The output is usually a coordinated package rather than a single sketch. That package can include design drawings, calculations, notes on assumptions, construction-stage limitations, inspection requirements, and any information needed for endorsement or authority-related submissions. The exact level of detail depends on project risk and procurement structure.
Common issues that cause problems on site
One of the most common failures in temporary works is not structural miscalculation. It is uncontrolled change. A designed system may be sound on paper, but site teams often adapt layouts, omit elements, substitute materials, or alter sequence to suit access and program pressure. If those changes are not reviewed, the built condition may no longer match the checked design.
Another issue is fragmented responsibility. Contractors may assume the specialist supplier is handling design. The supplier may assume the contractor is verifying support conditions. The permanent works engineer may not be engaged to review construction-stage loading. When no one owns the full engineering picture, gaps develop quickly.
There is also a recurring misconception that standard details can simply be reused. Sometimes they can. Often they cannot. A support detail that worked on one project may be unsuitable because the slab thickness, soil condition, adjacent loading, or erection sequence is different. Temporary works design is highly sensitive to context.
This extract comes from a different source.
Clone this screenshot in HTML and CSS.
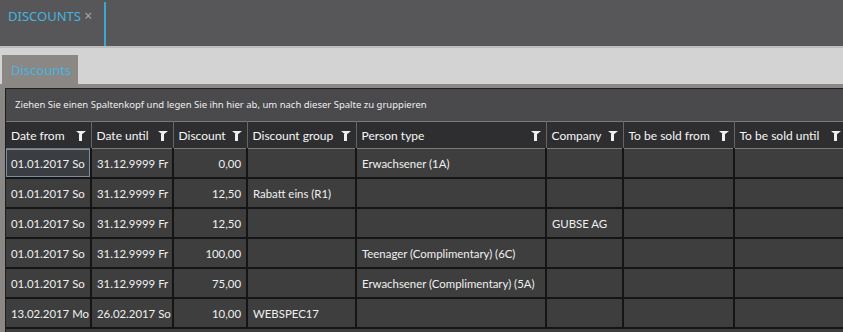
FILE: index.html
```html
<!DOCTYPE html>
<html>
<head>
    <title>Discounts</title>
    <link rel="stylesheet" href="styles.css">
</head>
<body>
    <div class="doc-bar"> <!-- document tabs -->
        <div class="doc-tab">DISCOUNTS <span class="doc-close">&times;</span></div>
    </div>
    <div class="tab-strip">
        <div class="tab active">Discounts</div>
    </div>
    <div class="tab-body">
        <div class="grid">
            <div class="group-panel">Ziehen Sie einen Spaltenkopf und legen Sie ihn hier ab, um nach dieser Spalte zu gruppieren</div>
            <table class="grid-table">
                <colgroup>
                    <col style="width: 85px">
                    <col style="width: 82px">
                    <col style="width: 74px">
                    <col style="width: 109px">
                    <col style="width: 190px">
                    <col style="width: 77px">
                    <col style="width: 111px">
                    <col style="width: 112px">
                </colgroup>
                <thead>
                    <tr>
                        <th>Date from <span class="filter"></span></th>
                        <th>Date until <span class="filter"></span></th>
                        <th>Discount <span class="filter"></span></th>
                        <th>Discount group <span class="filter"></span></th>
                        <th>Person type <span class="filter"></span></th>
                        <th>Company <span class="filter"></span></th>
                        <th>To be sold from <span class="filter"></span></th>
                        <th>To be sold until <span class="filter"></span></th>
                    </tr>
                </thead>
                <tbody>
                    <tr>
                        <td class="current">01.01.2017 So</td>
                        <td>31.12.9999 Fr</td>
                        <td class="num">0,00</td>
                        <td></td>
                        <td>Erwachsener (1A)</td>
                        <td></td>
                        <td></td>
                        <td></td>
                    </tr>
                    <tr>
                        <td>01.01.2017 So</td>
                        <td>31.12.9999 Fr</td>
                        <td class="num">12,50</td>
                        <td>Rabatt eins (R1)</td>
                        <td></td>
                        <td></td>
                        <td></td>
                        <td></td>
                    </tr>
                    <tr>
                        <td>01.01.2017 So</td>
                        <td>31.12.9999 Fr</td>
                        <td class="num">12,50</td>
                        <td></td>
                        <td></td>
                        <td>GUBSE AG</td>
                        <td></td>
                        <td></td>
                    </tr>
                    <tr>
                        <td>01.01.2017 So</td>
                        <td>31.12.9999 Fr</td>
                        <td class="num">100,00</td>
                        <td></td>
                        <td>Teenager (Complimentary) (6C)</td>
                        <td></td>
                        <td></td>
                        <td></td>
                    </tr>
                    <tr>
                        <td>01.01.2017 So</td>
                        <td>31.12.9999 Fr</td>
                        <td class="num">75,00</td>
                        <td></td>
                        <td>Erwachsener (Complimentary) (5A)</td>
                        <td></td>
                        <td></td>
                        <td></td>
                    </tr>
                    <tr>
                        <td>13.02.2017 Mo</td>
                        <td>26.02.2017 So</td>
                        <td class="num">10,00</td>
                        <td>WEBSPEC17</td>
                        <td></td>
                        <td></td>
                        <td></td>
                        <td></td>
                    </tr>
                </tbody>
            </table>
        </div>
    </div>
</body>
</html>
```

FILE: styles.css
```css
body {
    margin: 0;
    height: 332px;
    overflow: hidden;
    background-color: #8b8785;
    font-family: "Noto Sans", "Segoe UI", sans-serif;
    display: flex;
    flex-direction: column;
}

.doc-bar {
    height: 46px;
    background-color: #575759;
    border-bottom: 2px solid #bdbdbd;
    display: flex;
    flex-shrink: 0;
}

.doc-tab {
    margin-top: 2px;
    padding: 4px 12px 0 8px;
    border-right: 2px solid #3aa7d4;
    color: #43b4e0;
    font-size: 13px;
}

.doc-close {
    color: #a6a6a6;
    font-size: 14px;
}

.tab-strip {
    height: 29px;
    padding: 7px 0 0 2px;
    background-color: #d3d3d3;
    display: flex;
    flex-shrink: 0;
}

.tab {
    width: 76px;
    box-sizing: border-box;
    padding: 6px 0 0 9px;
    font-size: 13px;
    color: #47b5e0;
}

.tab.active {
    background-color: #8b8785;
}

.tab-body {
    flex: 1;
    padding: 4px 0 0 5px;
    min-height: 0;
}

.grid {
    height: 100%;
    background-color: #3e3e3e;
    border-top: 1px solid #1f1f1f;
    border-left: 1px solid #1f1f1f;
    overflow: hidden;
}

.group-panel {
    height: 32px;
    box-sizing: border-box;
    padding: 9px 0 0 9px;
    background-color: #4a4a4d;
    color: #eeeeee;
    font-size: 9.5px;
}

.grid-table {
    border-collapse: collapse;
    table-layout: fixed;
    width: 841px;
    font-family: "Lato", "Segoe UI", sans-serif;
    font-size: 11.4px;
}

.grid-table th {
    height: 26px;
    padding: 0 5px;
    background-color: #2e2e30;
    border-top: 1px solid #7a7a7a;
    border-bottom: 1px solid #7a7a7a;
    border-right: 1px solid #666;
    color: #f6f6f6;
    font-size: 12px;
    font-weight: normal;
    text-align: left;
    white-space: nowrap;
    position: relative;
}

.filter {
    position: absolute;
    right: 5px;
    top: 9px;
    width: 0;
    height: 0;
    border-left: 5px solid transparent;
    border-right: 5px solid transparent;
    border-top: 4px solid #f0f0f0;
}

.filter::after {
    content: "";
    position: absolute;
    left: -1.5px;
    top: -1px;
    width: 3px;
    height: 7px;
    background-color: #f0f0f0;
}

.grid-table td {
    height: 28px;
    padding: 0 5px;
    background-color: #3e3e3e;
    border-right: 2px solid #151515;
    border-bottom: 2px solid #151515;
    color: #f0f0f0;
    white-space: nowrap;
    overflow: hidden;
}

.grid-table td.num {
    text-align: right;
}

.grid-table td.current {
    box-shadow: inset 0 0 0 1px #7f8e9e;
    background-color: #3a3d41;
}
```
How clients and contractors should evaluate a consultant
Choosing a temporary works design consultant should not be based only on turnaround time. Speed matters, but technical judgment matters more. The right consultant understands how design decisions will affect site execution, compliance obligations, and interaction with permanent works.
Look for capability in structural and geotechnical assessment, experience with existing-building conditions, familiarity with staged construction and alteration works, and the ability to produce clear documentation that site teams can use. Just as important is coordination discipline. A good design is of limited value if it is not aligned with the contractor’s method, the architect’s constraints, and the broader engineering package.
It also helps to appoint a consultant who can communicate practical limits clearly. Not every contractor wants the most conservative solution if it slows installation or adds cost. At the same time, not every lean proposal is acceptable. A competent consultant explains the trade-offs and defines what can be optimized and what cannot be compromised.
The commercial value of getting temporary works right
Temporary works design is sometimes viewed as a cost that supports no permanent asset value. That is too narrow. Well-coordinated temporary works reduce the likelihood of redesign during construction, prevent avoidable stoppages, support safer sequencing, and improve confidence in approvals and inspections. They also help protect adjacent property, existing building fabric, and the contractor’s program.
In commercial terms, the value often appears as avoided loss rather than visible gain. Fewer site improvisations, fewer engineering disputes, fewer unsafe assumptions, and fewer late-stage submission issues can make a material difference to project performance.
The practical test is simple. If a temporary condition can affect safety, stability, sequence, compliance, or neighboring assets, it deserves proper engineering attention. A temporary works design consultant provides that discipline at the stage where many project risks first become real.
Good projects are not only defined by the permanent structure that remains at handover. They are also shaped by how safely and intelligently the work was supported on the way there.